At this point we must consider our second proposition. What guarantee have we in any case that such an orientation course will be little more than another example of academic isolation? Even if our maturing graduate does look back to the broader sweeps of knowledge, will he be so conditioned as to create in them relevance to the concrete problems of his present living? Before answering these questions we will consider again the propositions above. These indicated two needs. First, orientation. From what has been said it will be apparent that I believe this can only be attained when it is approached through some specific angle. i.e., the economist must see the world as an economist, the historian as a historian, and so on. Without the special viewpoint there is no enduring frame of reference, yet on the other hand, without the general orientation we have that tragedy of the twentieth century, Ortega y Gasset's "learned ignoramus"—the specialist.

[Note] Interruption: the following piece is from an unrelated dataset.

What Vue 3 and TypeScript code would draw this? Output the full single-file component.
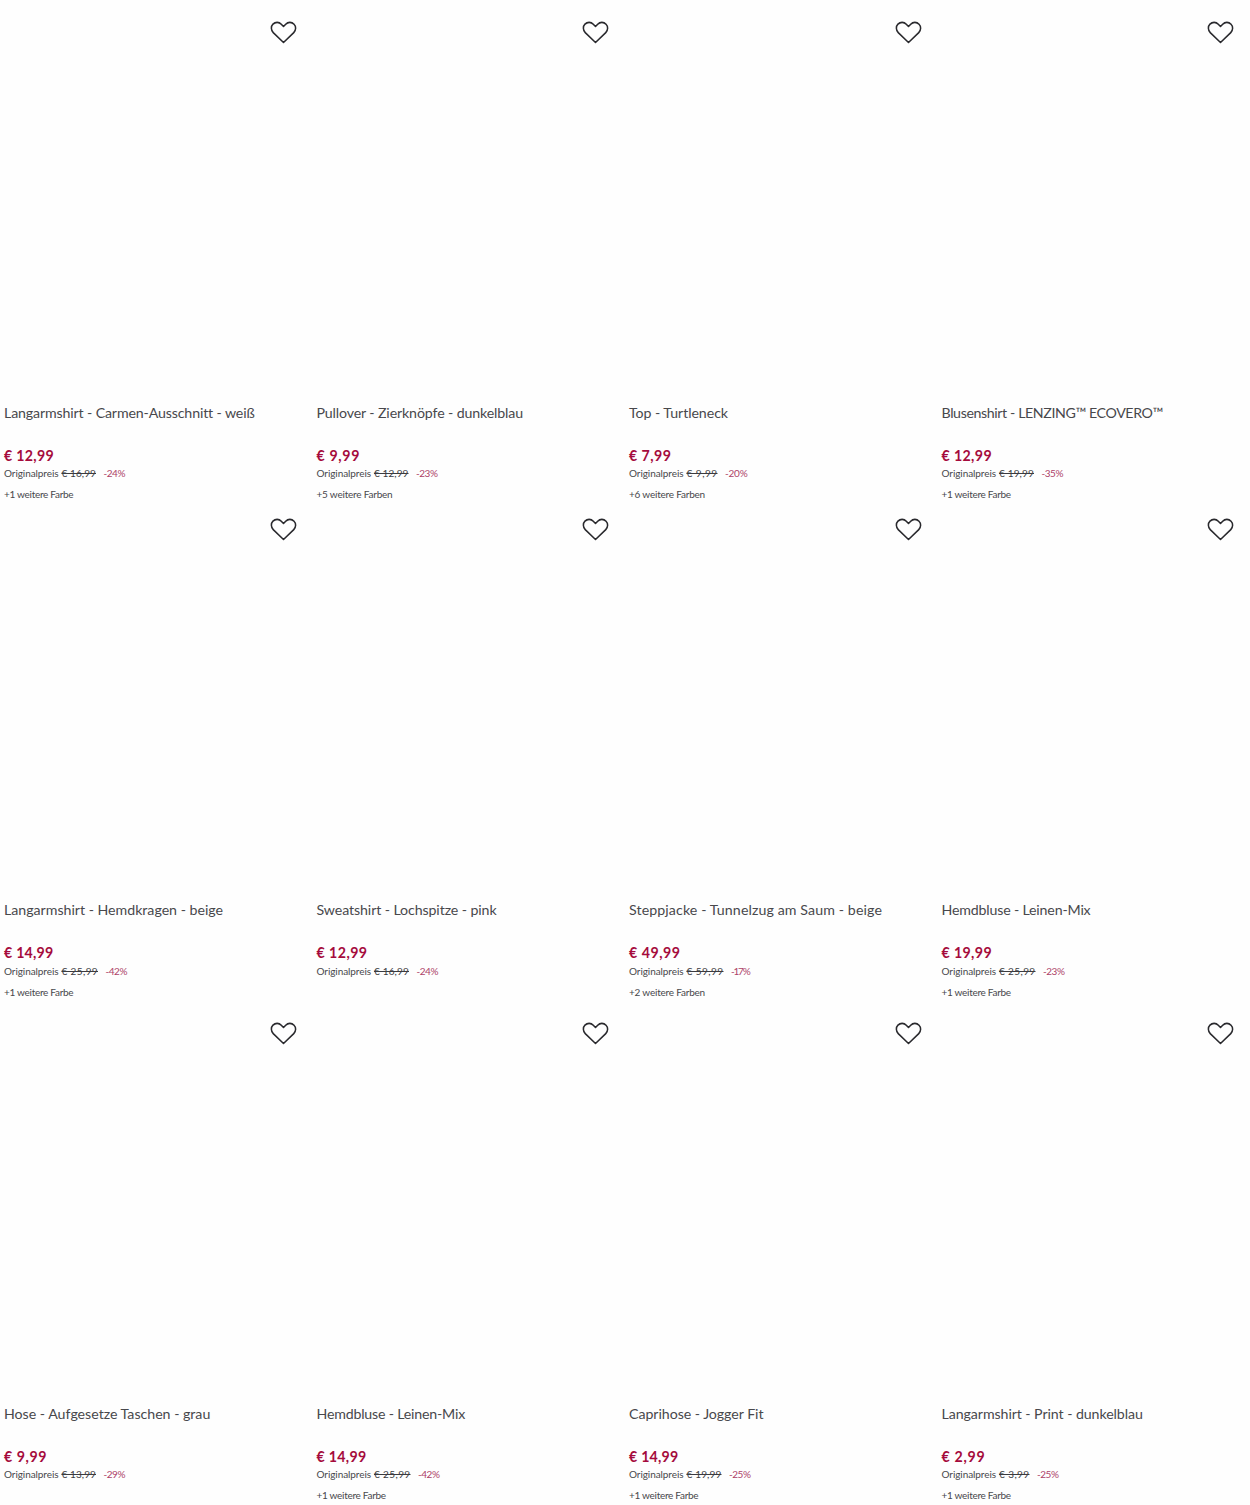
<script setup lang="ts">
interface Product {
  title: string
  titleWidth: number
  price: string
  priceWidth: number
  original: string
  originalWidth: number
  discount: string
  discountWidth: number
  colors?: number
}

const product = (
  title: string, titleWidth: number,
  price: string, priceWidth: number,
  original: string, originalWidth: number,
  discount: string, discountWidth: number,
  colors?: number,
): Product => ({ title, titleWidth, price, priceWidth, original, originalWidth, discount, discountWidth, colors })

const rows: Product[][] = [
  [
    product('Langarmshirt - Carmen-Ausschnitt - weiß', 250, '12,99', 50, '16,99', 34.5, '24', 21.5, 1),
    product('Pullover - Zierknöpfe - dunkelblau', 206.5, '9,99', 43.5, '12,99', 34.5, '23', 21.5, 5),
    product('Top - Turtleneck', 99, '7,99', 42.5, '9,99', 31, '20', 22.5, 6),
    product('Blusenshirt - LENZING™ ECOVERO™', 221.3, '12,99', 50.5, '19,99', 35, '35', 21.5, 1),
  ],
  [
    product('Langarmshirt - Hemdkragen - beige', 219, '14,99', 49.5, '25,99', 36.5, '42', 21.5, 1),
    product('Sweatshirt - Lochspitze - pink', 180, '12,99', 51, '16,99', 35, '24', 21.5),
    product('Steppjacke - Tunnelzug am Saum - beige', 253, '49,99', 51.5, '59,99', 37, '17', 18.5, 2),
    product('Hemdbluse - Leinen-Mix', 149, '19,99', 50.5, '25,99', 36.5, '23', 21.5, 1),
  ],
  [
    product('Hose - Aufgesetze Taschen - grau', 206.3, '9,99', 43, '13,99', 34.5, '29', 21.5),
    product('Hemdbluse - Leinen-Mix', 148.5, '14,99', 50, '25,99', 36.5, '42', 21.5, 1),
    product('Caprihose - Jogger Fit', 134.5, '14,99', 49.5, '19,99', 35, '25', 21.5, 1),
    product('Langarmshirt - Print - dunkelblau', 201.3, '2,99', 44, '3,99', 30.5, '25', 21.5, 1),
  ],
]

// Tracks a line of text so that it fills the given width.
const vFit = {
  mounted(el: HTMLElement, binding: { value: number }) {
    const count = (el.textContent ?? '').length
    const natural = el.getBoundingClientRect().width
    el.style.letterSpacing = `${(binding.value - natural) / count}px`
  },
}
</script>

<template>
  <main class="listing">
    <section v-for="(row, r) in rows" :key="r" class="row">
      <article v-for="(item, i) in row" :key="i" class="card">
        <div class="media">
          <button class="wish" type="button" aria-label="Merken">
            <svg width="27" height="23" viewBox="0 0 28 24" fill="none">
              <path d="M14 22.5 3.3 12.1C.8 9.6.7 5.6 3 3.3c2.4-2.5 6.3-2.5 8.7 0L14 5.7l2.3-2.4c2.4-2.5 6.3-2.5 8.7 0 2.3 2.3 2.2 6.3-.3 8.8Z" stroke="#29292d" stroke-width="1.6" stroke-linejoin="round" />
            </svg>
          </button>
        </div>
        <h2 class="title"><span v-fit="item.titleWidth">{{ item.title }}</span></h2>
        <div class="price"><span v-fit="item.priceWidth">€ {{ item.price }}</span></div>
        <div class="original">
          <span v-fit="54.5">Originalpreis</span>
          <s v-fit="item.originalWidth">€ {{ item.original }}</s>
          <span v-fit="item.discountWidth" class="discount">-{{ item.discount }}%</span>
        </div>
        <div v-if="item.colors" class="colors">
          <span v-fit="item.colors > 1 ? 76 : 69.3">+{{ item.colors }} weitere {{ item.colors > 1 ? 'Farben' : 'Farbe' }}</span>
        </div>
      </article>
    </section>
  </main>
</template>

<style>
body {
  background: #fefefe;
  overflow: hidden;
}
</style>

<style scoped>
.listing {
  height: 1505px;
  overflow: hidden;
  font-family: Lato, "Open Sans", sans-serif;
  color: #48484c;
}
.row {
  display: grid;
  grid-template-columns: repeat(4, 1fr);
  height: 497.5px;
}
.row:nth-child(2) {
  height: 503.5px;
}
.card {
  padding-left: 4px;
  white-space: nowrap;
}
.media {
  display: flex;
  justify-content: flex-end;
  height: 402.5px;
}
.wish {
  width: 27px;
  height: 23px;
  margin: 20.7px 15.8px 0 0;
  padding: 0;
  border: 0;
  background: none;
}
.wish svg {
  display: block;
}
.title span,
.price span,
.original span,
.original s,
.colors span {
  display: inline-block;
}
.title {
  height: 43px;
  margin: 0;
  font-size: 14.2px;
  font-weight: 400;
  line-height: 20px;
}
.price {
  height: 20px;
  font-size: 14.2px;
  font-weight: 700;
  line-height: 20px;
  color: #a50b3c;
}
.original {
  display: flex;
  height: 18px;
  padding-top: 0.5px;
  font-size: 10px;
  line-height: 14px;
}
.original s {
  margin-left: 3px;
  color: #3b3b3f;
}
.original .discount {
  margin-left: 7.5px;
  color: #ad4268;
}
.colors {
  padding-top: 0.2px;
  font-size: 10px;
  line-height: 20px;
}
</style>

But, secondly, as the questions above suggest, such an orientation lifts us little above the mere "academic" unless it has some definite relation to life in the concrete, the urgent and the immediate.

The solution of these problems of orientation and relevance lead us quickly to the business of abolishing the Philosophy Department. A proposal guaranteed to shake its very foundations, from the minors fascinating themselves with that great new twentieth century science, "Psychology," to the more dignified elders communing with Berkeley. Kant and brother muses on the top floor.

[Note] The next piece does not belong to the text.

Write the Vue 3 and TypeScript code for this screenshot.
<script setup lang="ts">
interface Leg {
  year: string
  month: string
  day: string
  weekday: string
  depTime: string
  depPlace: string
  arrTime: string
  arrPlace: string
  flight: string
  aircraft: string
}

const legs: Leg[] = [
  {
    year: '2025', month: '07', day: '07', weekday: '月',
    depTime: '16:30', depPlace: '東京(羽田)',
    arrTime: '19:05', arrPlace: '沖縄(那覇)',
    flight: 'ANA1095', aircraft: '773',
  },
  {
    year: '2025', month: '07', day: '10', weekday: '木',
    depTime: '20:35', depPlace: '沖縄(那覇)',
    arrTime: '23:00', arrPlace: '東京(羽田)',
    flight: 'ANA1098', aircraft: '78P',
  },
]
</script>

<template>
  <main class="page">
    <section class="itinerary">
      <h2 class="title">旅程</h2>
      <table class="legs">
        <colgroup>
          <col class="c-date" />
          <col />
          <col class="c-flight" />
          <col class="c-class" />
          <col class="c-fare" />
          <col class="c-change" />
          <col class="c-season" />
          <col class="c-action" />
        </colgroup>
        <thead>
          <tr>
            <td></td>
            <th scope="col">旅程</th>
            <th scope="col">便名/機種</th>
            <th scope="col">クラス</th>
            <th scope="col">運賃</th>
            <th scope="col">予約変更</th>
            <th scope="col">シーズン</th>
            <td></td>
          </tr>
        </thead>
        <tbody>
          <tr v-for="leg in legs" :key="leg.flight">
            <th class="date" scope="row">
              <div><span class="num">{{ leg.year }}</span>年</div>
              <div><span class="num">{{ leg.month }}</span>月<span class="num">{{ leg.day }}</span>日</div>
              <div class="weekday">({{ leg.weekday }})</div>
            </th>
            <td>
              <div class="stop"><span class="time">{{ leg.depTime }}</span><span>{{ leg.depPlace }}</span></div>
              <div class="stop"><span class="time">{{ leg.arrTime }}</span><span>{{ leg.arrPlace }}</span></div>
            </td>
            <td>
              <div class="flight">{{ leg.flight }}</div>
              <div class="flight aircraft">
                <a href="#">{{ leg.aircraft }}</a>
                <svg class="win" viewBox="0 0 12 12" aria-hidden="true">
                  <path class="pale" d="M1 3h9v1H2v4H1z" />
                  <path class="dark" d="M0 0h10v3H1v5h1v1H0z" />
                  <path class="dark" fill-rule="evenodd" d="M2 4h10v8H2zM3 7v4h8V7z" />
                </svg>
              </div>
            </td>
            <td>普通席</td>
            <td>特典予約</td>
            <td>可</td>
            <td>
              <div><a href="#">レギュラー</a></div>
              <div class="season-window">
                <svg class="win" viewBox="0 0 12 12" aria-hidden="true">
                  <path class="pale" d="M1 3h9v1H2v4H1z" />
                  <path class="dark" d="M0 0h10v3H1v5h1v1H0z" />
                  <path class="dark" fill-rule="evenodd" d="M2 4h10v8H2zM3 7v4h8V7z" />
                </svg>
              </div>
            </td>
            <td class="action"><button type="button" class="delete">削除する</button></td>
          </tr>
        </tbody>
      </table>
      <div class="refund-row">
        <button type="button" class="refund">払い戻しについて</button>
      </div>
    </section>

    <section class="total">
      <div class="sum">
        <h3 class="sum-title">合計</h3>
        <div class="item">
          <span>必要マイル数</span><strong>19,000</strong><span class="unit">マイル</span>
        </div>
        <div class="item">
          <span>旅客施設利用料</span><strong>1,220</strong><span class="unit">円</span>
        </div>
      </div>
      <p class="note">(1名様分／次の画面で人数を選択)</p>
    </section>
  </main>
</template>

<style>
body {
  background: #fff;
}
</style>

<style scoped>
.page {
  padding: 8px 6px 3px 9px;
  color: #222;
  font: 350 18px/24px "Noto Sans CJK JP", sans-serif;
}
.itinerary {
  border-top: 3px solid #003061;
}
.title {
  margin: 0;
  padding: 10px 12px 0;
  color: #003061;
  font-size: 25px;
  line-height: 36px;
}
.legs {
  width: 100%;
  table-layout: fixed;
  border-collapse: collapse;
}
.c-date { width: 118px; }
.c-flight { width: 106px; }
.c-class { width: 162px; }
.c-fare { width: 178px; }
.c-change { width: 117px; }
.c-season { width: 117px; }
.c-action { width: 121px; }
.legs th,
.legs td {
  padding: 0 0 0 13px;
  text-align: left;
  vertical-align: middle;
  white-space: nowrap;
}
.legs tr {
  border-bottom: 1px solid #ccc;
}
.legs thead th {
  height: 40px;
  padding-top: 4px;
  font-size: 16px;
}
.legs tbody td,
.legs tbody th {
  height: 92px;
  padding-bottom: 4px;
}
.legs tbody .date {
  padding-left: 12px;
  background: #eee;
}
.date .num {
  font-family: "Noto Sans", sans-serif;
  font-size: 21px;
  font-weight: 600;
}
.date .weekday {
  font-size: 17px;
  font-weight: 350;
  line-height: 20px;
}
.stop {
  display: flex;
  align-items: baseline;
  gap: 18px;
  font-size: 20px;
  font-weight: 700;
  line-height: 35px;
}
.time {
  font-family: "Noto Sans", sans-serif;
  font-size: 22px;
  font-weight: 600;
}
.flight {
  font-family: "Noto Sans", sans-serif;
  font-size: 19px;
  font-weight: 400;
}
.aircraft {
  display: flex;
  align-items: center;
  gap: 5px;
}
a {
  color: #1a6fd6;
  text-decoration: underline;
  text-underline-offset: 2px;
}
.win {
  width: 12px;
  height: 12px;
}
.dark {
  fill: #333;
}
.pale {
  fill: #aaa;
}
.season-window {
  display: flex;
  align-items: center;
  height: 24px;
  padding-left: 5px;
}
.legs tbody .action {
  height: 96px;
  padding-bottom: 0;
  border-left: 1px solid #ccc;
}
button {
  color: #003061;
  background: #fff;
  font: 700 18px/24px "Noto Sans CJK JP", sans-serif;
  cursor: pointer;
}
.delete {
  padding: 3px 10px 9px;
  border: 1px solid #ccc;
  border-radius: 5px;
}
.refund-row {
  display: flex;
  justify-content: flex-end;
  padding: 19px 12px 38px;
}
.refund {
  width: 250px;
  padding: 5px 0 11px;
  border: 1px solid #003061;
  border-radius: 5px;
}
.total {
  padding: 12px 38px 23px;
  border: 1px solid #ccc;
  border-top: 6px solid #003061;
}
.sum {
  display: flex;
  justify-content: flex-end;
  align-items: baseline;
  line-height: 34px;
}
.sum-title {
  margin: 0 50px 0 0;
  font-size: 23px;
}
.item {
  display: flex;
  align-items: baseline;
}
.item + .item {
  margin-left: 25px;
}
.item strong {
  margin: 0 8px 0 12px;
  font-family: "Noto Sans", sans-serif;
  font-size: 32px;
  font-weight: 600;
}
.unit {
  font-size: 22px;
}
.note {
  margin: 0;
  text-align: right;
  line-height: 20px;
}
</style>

This abolition of the Philosophy Department is calculated to help us as follows. From henceforth every other department will have to consider the philosophic implications of its study. Who else is more suited to do so? Any attempt to develop philosophy in this century has necessitated a study of some special, previously non-philosophic field, particularly one of the natural sciences. (Consider, for example, the cases of Russell and Whitehead.) It is my contention that by demanding that the various concrete bodies of knowledge make a sophisticated development of their own philosophic aspects, gradually the isolation between the various departments will be broken down. Thus will orientation be effected.

But this is not all. If there were a department of sociology it would also have to be abolished. Thus it is demanded of each sphere of knowledge that it develop its social aspects and implications as well as the philosophic. In this manner, besides the orientation, a more realistic connection with contemporary life would be established. At present, to my knowledge, the only department in the College admitting of a sociology course is the Education Department. But here, God forbid, it is treated as a somewhat mysterious and unrelated imposition involving little more than a set of arbitrary definitions imposed on a mass of common knowledge. The explanation is probably to be found in the fact that the philosophy section of that department most fittingly serves the sociological as well as the philosophical aspects of education in relation to contemporary problems.